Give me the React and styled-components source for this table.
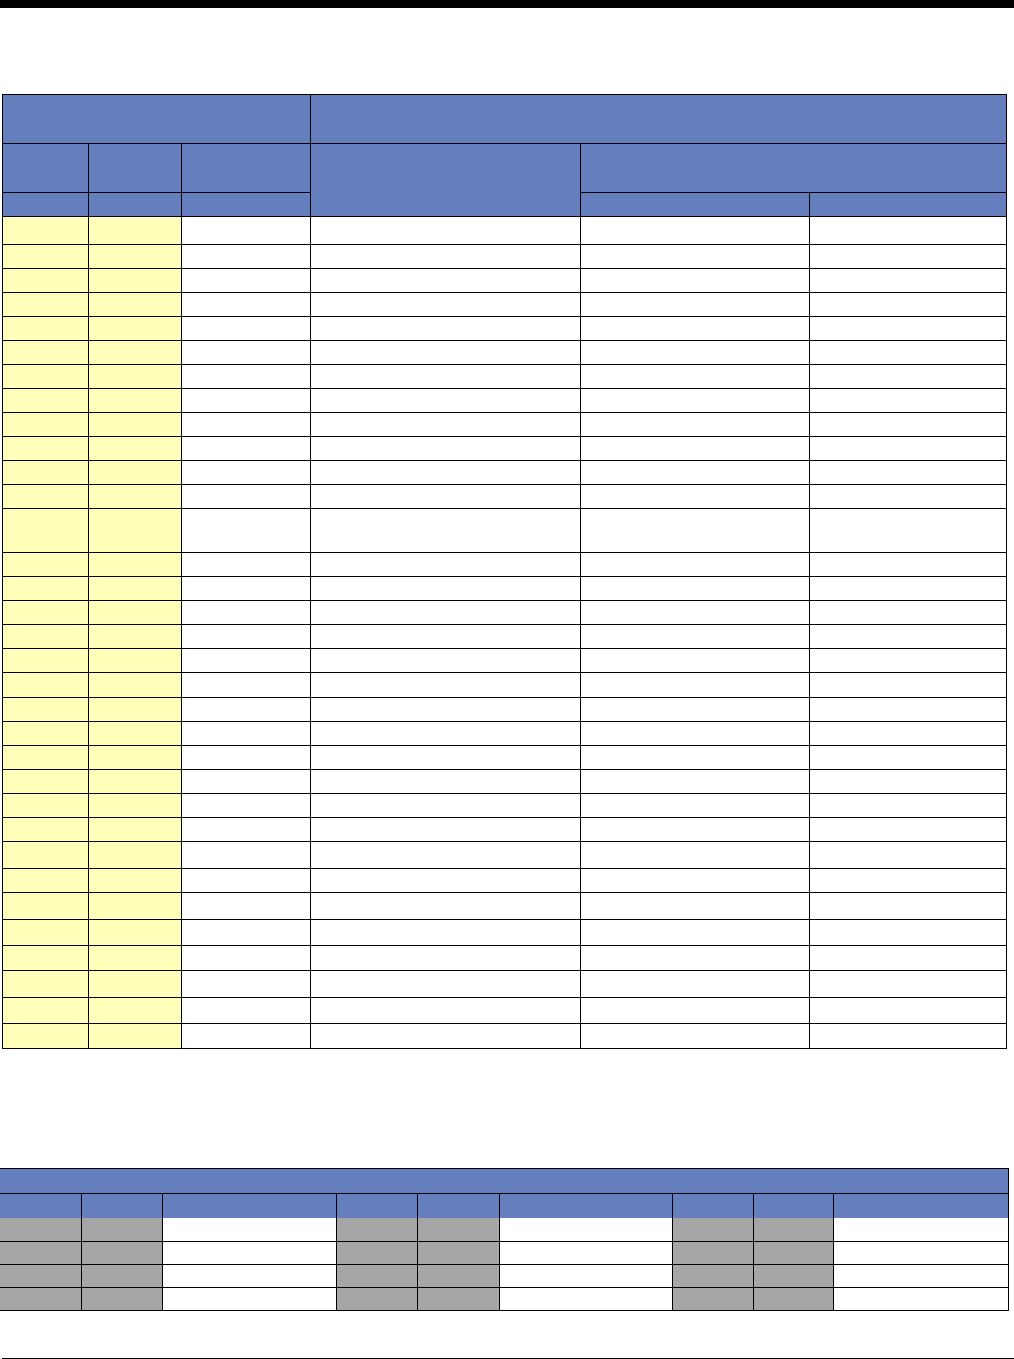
import React from "react";
import styled, { createGlobalStyle } from "styled-components";

const GlobalStyle = createGlobalStyle`
  html, body { margin: 0; padding: 0; background: #ffffff; }
  body { font-family: "Liberation Sans", Arial, sans-serif; }
`;

const BLUE = "#657ebd";
const YELLOW = "#ffffb9";
const GREY = "#a6a6a6";
const WHITE = "#ffffff";

const Page = styled.div`
  display: flex;
  flex-direction: column;
  width: 1014px;
  min-height: 1359px;
`;

const TopBar = styled.div`
  height: 8px;
  background: #000;
`;

const GridTable = styled.div`
  display: grid;
  background: #000;
  gap: 1px;
  padding: ${(p) => p.$pad};
  margin: ${(p) => p.$margin};
  grid-template-columns: ${(p) => p.$cols};
  grid-template-rows: ${(p) => p.$rows};
  align-self: flex-start;
`;

const HeadCell = styled.div`
  background: ${BLUE};
  grid-column: ${(p) => p.$col || "auto"};
  grid-row: ${(p) => p.$row || "auto"};
  margin-bottom: ${(p) => (p.$bleed ? "-1px" : "0")};
`;

const Cell = styled.div`
  background: ${(p) => p.$tone};
`;

const FooterRule = styled.div`
  height: 1px;
  background: #000;
  margin: 47px 0 0 2px;
`;

const toPx = (arr) => arr.map((v) => `${v}px`).join(" ");

// Table 1 geometry
const T1_COLS = [85, 92, 128, 269, 228, 196];
const T1_LINES = [
  94, 143, 192, 216, 244, 268, 292, 316, 340, 364, 388, 412, 436, 460, 484,
  508, 552, 576, 600, 624, 648, 672, 697, 721, 745, 769, 793, 817, 841, 868,
  892, 919, 945, 970, 997, 1023, 1048,
];
const T1_ROWS = T1_LINES.slice(1).map((v, i) => v - T1_LINES[i] - 1);
const T1_DATA_ROWS = T1_ROWS.length - 3;
const T1_TONES = [YELLOW, YELLOW, WHITE, WHITE, WHITE, WHITE];

// Table 2 geometry
const T2_COLS = [81, 80, 173, 80, 81, 172, 80, 79, 174];
const T2_ROWS = [24, 23, 23, 22, 22, 22];
const T2_TONES = [GREY, GREY, WHITE, GREY, GREY, WHITE, GREY, GREY, WHITE];

function MainTable() {
  return (
    <GridTable
      $pad="1px"
      $margin="86px 0 0 2px"
      $cols={toPx(T1_COLS)}
      $rows={toPx(T1_ROWS)}
    >
      <HeadCell $col="1 / 4" $row="1" />
      <HeadCell $col="4 / 7" $row="1" />
      <HeadCell $col="1" $row="2" />
      <HeadCell $col="2" $row="2" />
      <HeadCell $col="3" $row="2" />
      <HeadCell $col="4" $row="2 / 4" />
      <HeadCell $col="5 / 7" $row="2" />
      <HeadCell $col="1" $row="3" />
      <HeadCell $col="2" $row="3" />
      <HeadCell $col="3" $row="3" />
      <HeadCell $col="5" $row="3" />
      <HeadCell $col="6" $row="3" />
      {Array.from({ length: T1_DATA_ROWS }).map((_, r) =>
        T1_TONES.map((tone, c) => <Cell key={`${r}-${c}`} $tone={tone} />)
      )}
    </GridTable>
  );
}

function SummaryTable() {
  return (
    <GridTable
      $pad="1px 1px 1px 0"
      $margin="119px 0 0 0"
      $cols={toPx(T2_COLS)}
      $rows={toPx(T2_ROWS)}
    >
      <HeadCell $col="1 / 10" $row="1" />
      {T2_COLS.map((_, c) => (
        <HeadCell key={`h${c}`} $col={`${c + 1}`} $row="2" $bleed />
      ))}
      {Array.from({ length: 4 }).map((_, r) =>
        T2_TONES.map((tone, c) => <Cell key={`${r}-${c}`} $tone={tone} />)
      )}
    </GridTable>
  );
}

export default function App() {
  return (
    <>
      <GlobalStyle />
      <Page>
        <TopBar />
        <MainTable />
        <SummaryTable />
        <FooterRule />
      </Page>
    </>
  );
}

◆ SET TASK: Review the preceding data and report every line that includes the string "React".

◆ FULL RESPONSE:
Give me the React and styled-components source for this table.
import React from "react";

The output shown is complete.